Governance inextricably tied to finance


Setting and raising governance standards for shipping all come back to the charter contract, a panel at London International Shipping Week advised.

Panellist Tony Foster, CEO and CIO of Marine Capital, went so far as to describe the most important party in the chain as the charterer. “If the charterer is driven solely by price and that capital is mispriced then everybody in the chain has a problem,” he said, adding that if all stakeholders in all parts of the chain do not participate in raising standards “the whole thing fails”.

For him, governance standards in shipping come back to transparency, from which responsibility and accountability; proper risk management; transparency and active engagement all spring.

Taking part in the discussion on shipping finance and questioning who is the arbiter of better governance, Jens Martin Jensen, CEO of Athenian Holdings, pointed out that less than 2% of the world’s shipping companies are public. So far, he said, all the focus has been on those public companies which are not representative of the whole industry.

Banks, added Michael Parker, chairman of global shipping, logistics and offshore at Citi, are not doing enough. “Is it all about the money? Yes,” he said. “The standards are only going to increase.”

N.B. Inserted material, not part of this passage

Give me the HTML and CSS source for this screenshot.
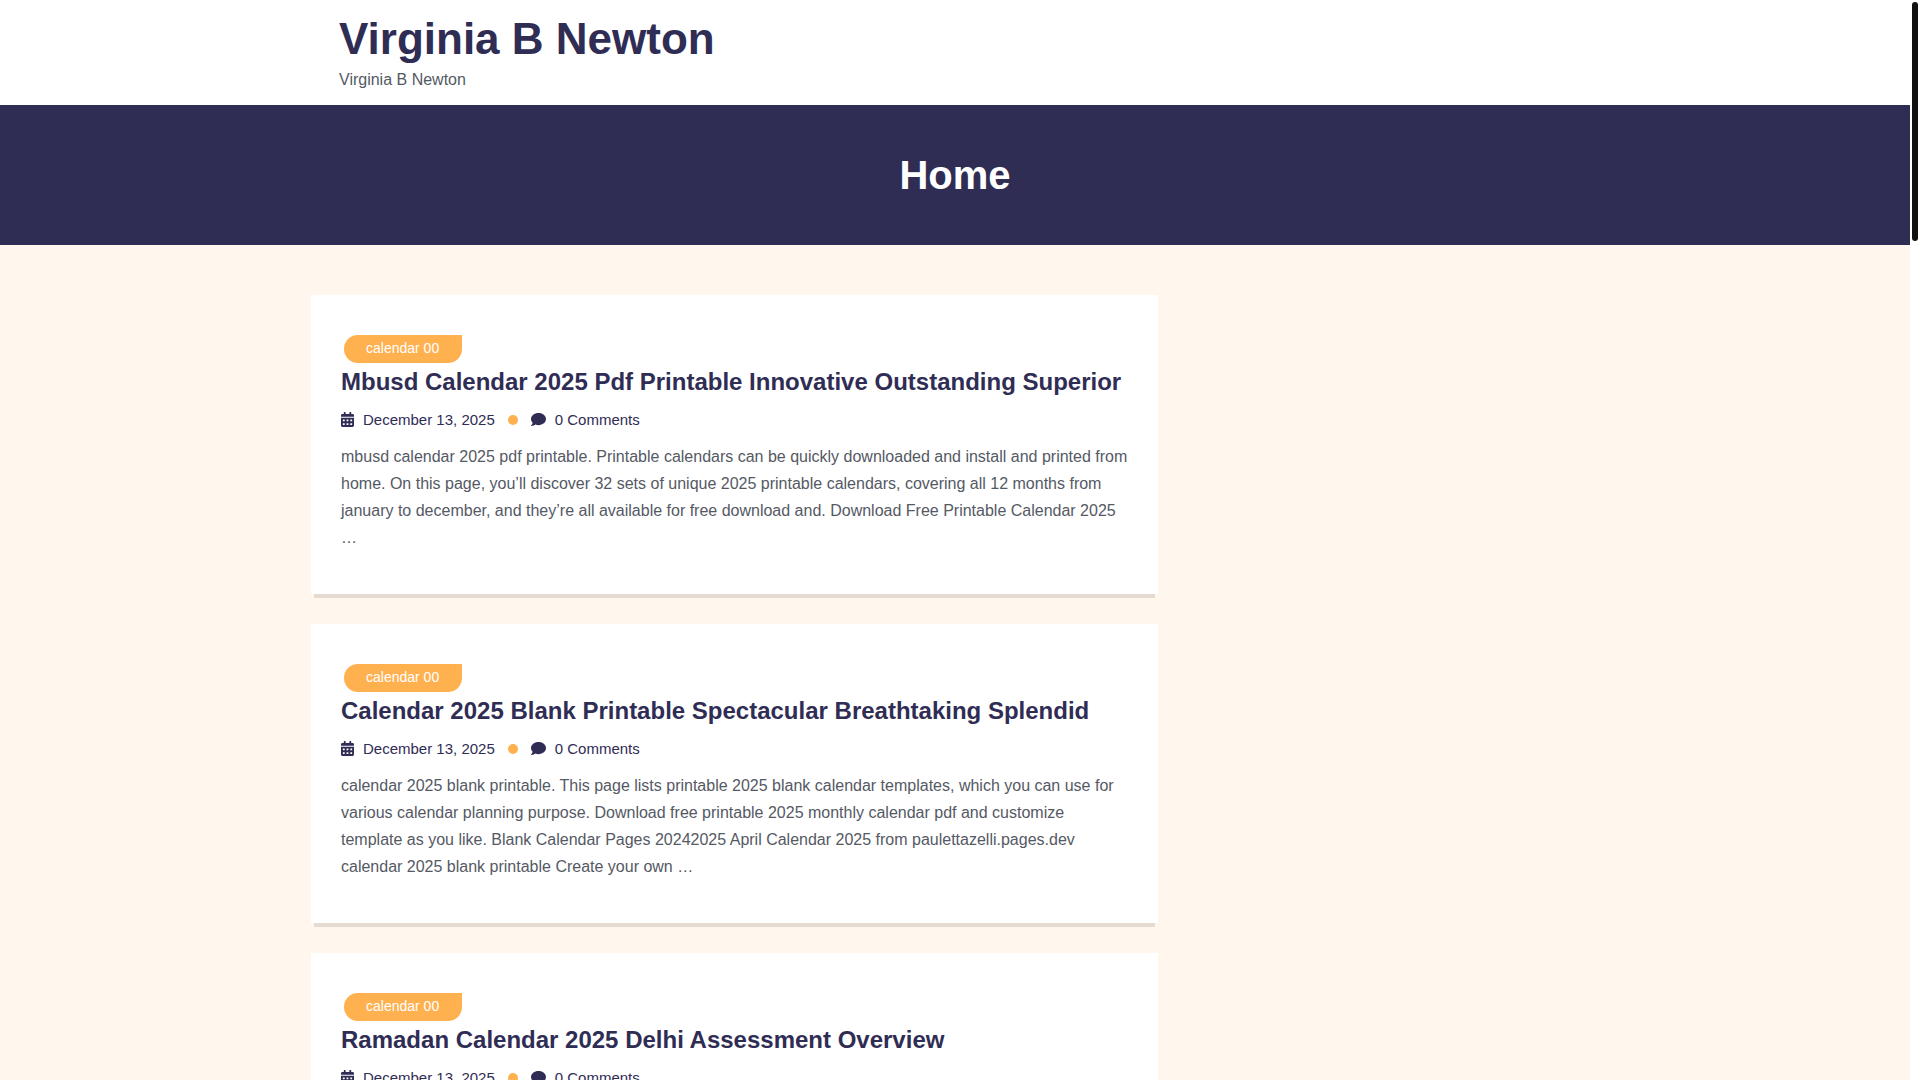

Parker said that the question is about transparency, rather than governance, and that data on what constitutes transparency is changing. “There are consequences and a cost to this,” he said, warning that the cost of shipping will have to increase in the future to cover rising crewing costs, governance and properly functioning supply chains.

Capital attractions

Foster told the conference that definitions can only take the industry so far; it’s the practice and the rationale for why a charter is selected and why a ship is bought. “It’s whether you can provide that evidence to an institutional investor in a way that they will understand,” he said. “It has to be done and we will have to find ways to do this clearly in order to attract that capital. We have to set the definitions; we need to build that and then go to our investors and explain them. If we go down that route, we have much more chance with our investors.” Education of what constitutes good governance is therefore essential – and cannot be taught overnight.

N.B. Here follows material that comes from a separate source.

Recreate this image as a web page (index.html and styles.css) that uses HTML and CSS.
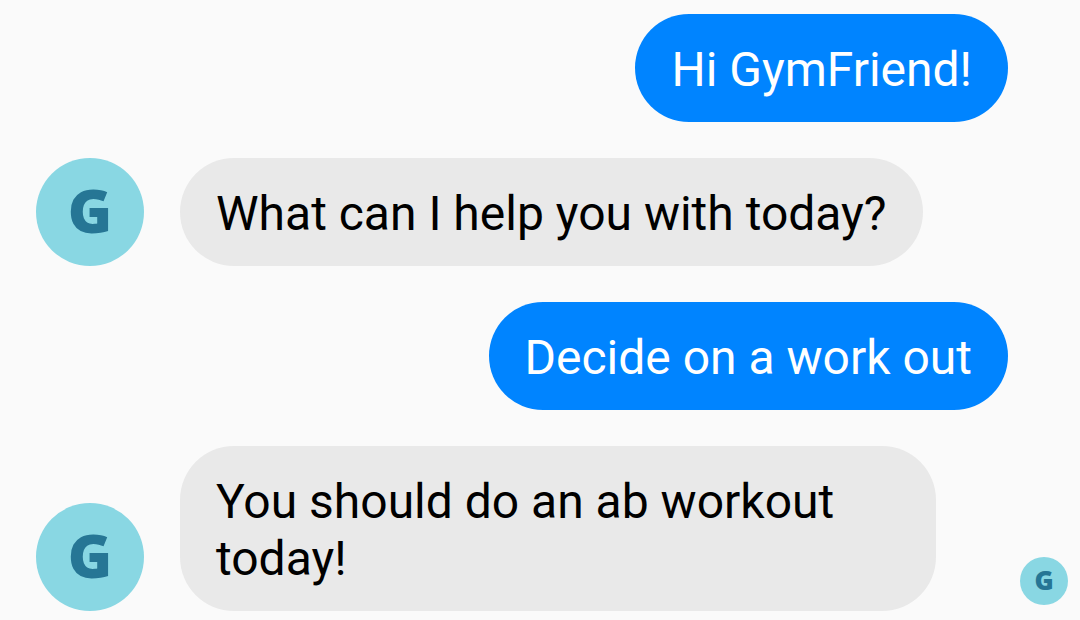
FILE: index.html
```html
<!DOCTYPE html>
<html lang="en">
<head>
<meta charset="utf-8">
<title>GymFriend chat</title>
<link rel="stylesheet" href="styles.css">
</head>
<body>
<main class="chat">
  <div class="row sent"><p class="bubble">Hi GymFriend!</p></div>
  <div class="row"><span class="avatar">G</span><p class="bubble">What can I help you with today?</p></div>
  <div class="row sent"><p class="bubble">Decide on a work out</p></div>
  <div class="row"><span class="avatar">G</span><p class="bubble">You should do an ab workout today!</p><span class="avatar seen">G</span></div>
</main>
</body>
</html>
```

FILE: styles.css
```css
* { box-sizing: border-box; }
body {
  margin: 0;
  background: #fafafa;
  color: #000;
  font-family: Roboto, "Liberation Sans", sans-serif;
}
.chat {
  display: flex;
  flex-direction: column;
  gap: 36px;
  padding: 14px 12px 9px 36px;
}
.row {
  display: flex;
  align-items: flex-end;
  gap: 36px;
}
.sent {
  justify-content: flex-end;
  padding-right: 60px;
}
.bubble {
  margin: 0;
  max-width: 756px;
  padding: 27px 36px 24px;
  border-radius: 54px;
  background: #e9e9e9;
  font-size: 48px;
  line-height: 57px;
}
.sent .bubble {
  background: #0084ff;
  color: #fff;
}
.avatar {
  display: flex;
  flex: none;
  align-items: center;
  justify-content: center;
  width: 108px;
  height: 108px;
  padding-bottom: 4px;
  border-radius: 50%;
  background: #89d7e3;
  color: #267695;
  font-family: "Open Sans", "Noto Sans", sans-serif;
  font-size: 60px;
  font-weight: 800;
  line-height: 1;
}
.seen {
  width: 48px;
  height: 48px;
  margin: 0 0 6px auto;
  padding-bottom: 2px;
  font-size: 26px;
}
```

Looking at good financial governance in practice, the panel highlighted Taylor Maritime Investments’ successful closure of an IPO in London earlier this year to raise $253.7m. It had subscriptions for 10m shares over the 150m share target for the IPO and a scale-back process had been undertaken. CEO Ed Buttery said that he hoped Taylor Maritime Investments’ success drives others. “For too long there have been horror stories about corporate governance. Those tests are becoming more stringent. Anyone coming to London who isn’t prepared to sign up to the highest level of corporate governance should look elsewhere. This is not a box ticking exercise anymore.”

Foster saw this increased governance ultimately driving the availability of finance for shipping. “I think Western asset managers – public or private – and Western institutes run the risk of ultimately having their business shrink considerably because they are unable to compete with capital or services because they do not meet the same standards.” Ultimately, he continued, it will come back to charterers – they have the biggest lever over change. “But their internal business models may have to change to enable them to do that.”

Collective action

‘I did it my way’ “doesn’t work anymore in terms of governance”, said Parker. The industry has to do it collectively, in a way that society is prepared to pay for. And failure to improve governance and transparency is not an option, not only for attracting financial capital, but also for attracting human capital. “We have to attract more business by raising the bar,” said Foster, while Parker noted that the image of shipping and the narrative is crucial – both, he said, will help governance.

However, the secretive nature of shipping puts it on the backfoot. While it prefers to be private and not disclose anything, it still wants public money. “Shipowners have shown again and again that they cannot regulate this. We need someone to help us out,” said Jensen.

Parker suggested that the industry go down the route of making a licence mandatory for operating ships. “Shipping has to accept that it is going to become as regulated as aviation. You won’t have 27,000 ship owners then – that’s about raising governance in the industry.” It isn’t, he said, the IMO’s role. Instead, there could be a coming together of existing industry players to set standards around commercial shipping and elevate those collectively.